What Enterprise Deepfake Ownership Actually Looks Like

Claiming ownership is straightforward; building the function follows a specific sequence.

  1. Detection Policy Comes First

The CISO defines which workflows pose a deepfake risk, the detection standard for each, and the response protocol when a signal fires, then justifies the budget using the same risk framing applied to any other security investment: what is the cost of the threat, what is the cost of the control, and what is the residual risk of inaction. The fraudulent hire who exfiltrated data for six months before anyone noticed is the cost model.

  1. A Cross-Functional Task Force Operationalizes Detection

The CISO owns the policy and the budget.
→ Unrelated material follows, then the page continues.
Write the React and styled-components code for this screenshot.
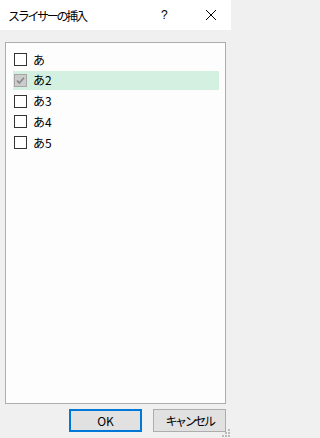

Still, deployment touches every function where synthetic media can appear, which means HR embeds detection in the hiring workflow, fraud operations run it in the contact center, and legal and communications establish a protocol for executive interactions. The task force is not a standing committee but a mechanism for translating security policy into operational controls across functions that would not otherwise coordinate.

  1. The First 90 Days Have a Specific Output

The output includes a map of every workflow where synthetic media could influence a high-stakes decision, an assessment of which detection currently runs in each workflow, a prioritized deployment plan starting with the highest-risk workflows, and a defined incident response process.

The Cost of Waiting

Gartner projects that one in four candidate profiles globally could be fake by 2028. IBM X-Force researchers produced realistic deepfakes for as little as five dollars in cloud computing costs in under an hour. The cost of running the deepfake attack is falling while the cost of ignoring it is not.

Awareness campaigns and training programs alone do not solve this. Telling a contact center agent to listen more carefully or a recruiter to scrutinize a video feed more closely does not change the fundamental issue: human perception cannot reliably detect high-quality synthetic media at scale. Only automated detection running inside the workflow addresses the problem where it actually exists.

The organizations building a cross-functional deepfake detection function now are the ones that get ahead of the problem before it becomes one.

Reality Defender works with enterprise security teams to define detection policies, identify the highest-risk workflows, and deploy detection within systems already in use, from video interview platforms to contact center infrastructure to identity verification flows; no new tools, no workflow disruption, no PII collection.

Gartner named Reality Defender the company to beat in deepfake detection. Talk to our team about building the detection function.

Frequently Asked Questions About CISO Deepfake Policy and Enterprise Ownership

Why should the CISO own deepfake detection rather than HR or Fraud? Synthetic media is the common attack vector across every deepfake threat, whether it appears in hiring, contact centers, or executive communications. The CISO already owns the infrastructure these attacks target: identity systems, access controls, endpoint monitoring, and incident response.

What does a CISO deepfake policy actually cover? A deepfake detection policy defines which workflows pose synthetic media risk, the detection standard for each, what triggers escalation, and the incident response protocol when a signal fires. It also assigns cross-functional responsibility for deploying detection directly into workflows outside the security function.

What is a cross-functional deepfake task force? A cross-functional task force translates CISO-owned detection policy into operational controls across every function where synthetic media can appear, including HR, fraud operations, legal, and communications. It coordinates detection into the places where teams make decisions, rather than adding it on afterward.

How should organizations prioritize enterprise deepfake ownership and deployment? The starting point is mapping every workflow in which a synthetic voice, face, or document could influence a high-stakes decision, then assessing which detection currently runs in each one. Deployment should prioritize the highest-risk workflows first, typically contact centers with financial authority, video hiring interviews, and executive approval processes, and build outward from there.